- Discipline: Men / Women
- Overall: Fritz Fischer / Anne Elvebakk
- Nations Cup: West Germany / Bulgaria

Competition

= 1987–88 Biathlon World Cup =

Biathlon competition

The 1987–88 Biathlon World Cup was a multi-race tournament over a season of biathlon, organised by the UIPMB (Union Internationale de Pentathlon Moderne et Biathlon). The season started on 17 December 1987 in Hochfilzen, Austria, and ended on 20 March 1988 in Jyväskylä, Finland. It was the 11th season of the Biathlon World Cup.
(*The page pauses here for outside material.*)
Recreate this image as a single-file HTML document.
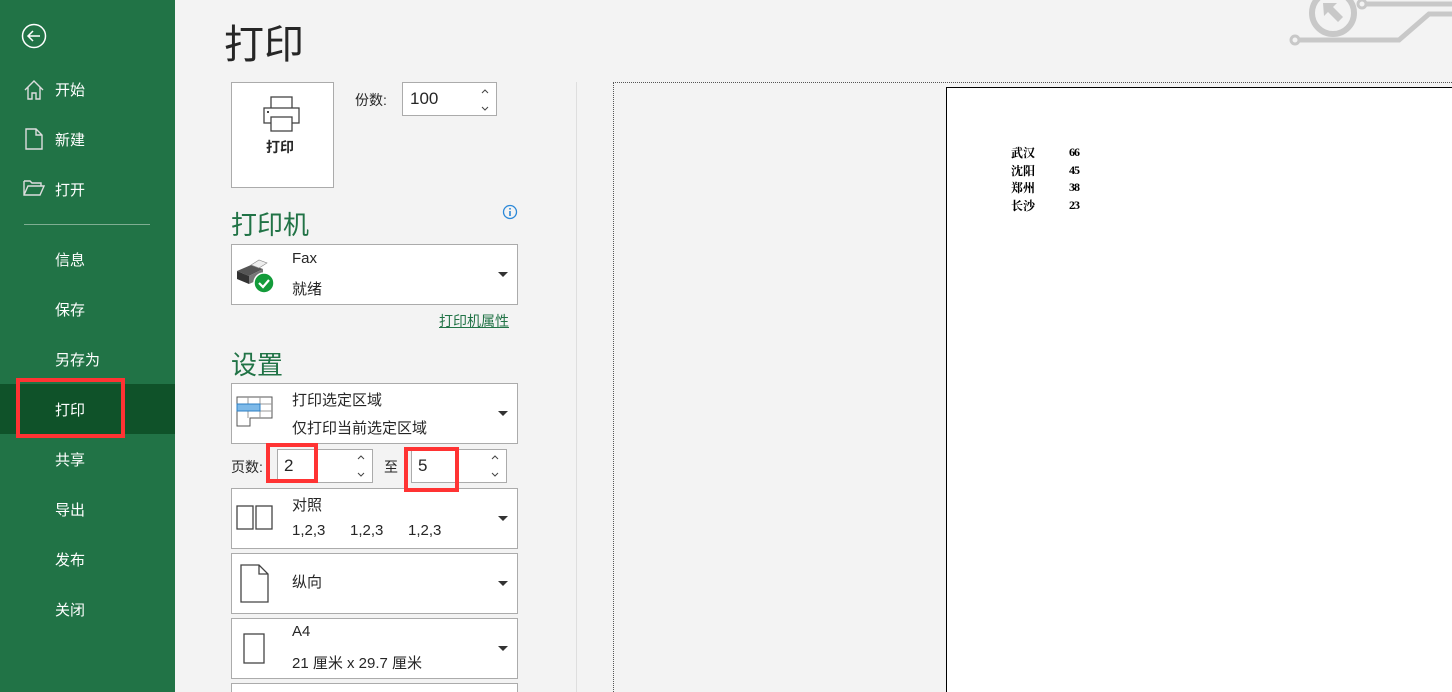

The women's European Cup changed its name to World Cup.

The first round of the World Cup in Hochfilzen had scheduled individuals, sprints and relays, but the sprints and relays were cancelled due to heavy rainfall destroying the tracks. The sprint races were later held in Keuruu, with the rest of that World Cup round being held in Jyväskylä.

==Calendar==
Below is the World Cup calendar for the 1987–88 season.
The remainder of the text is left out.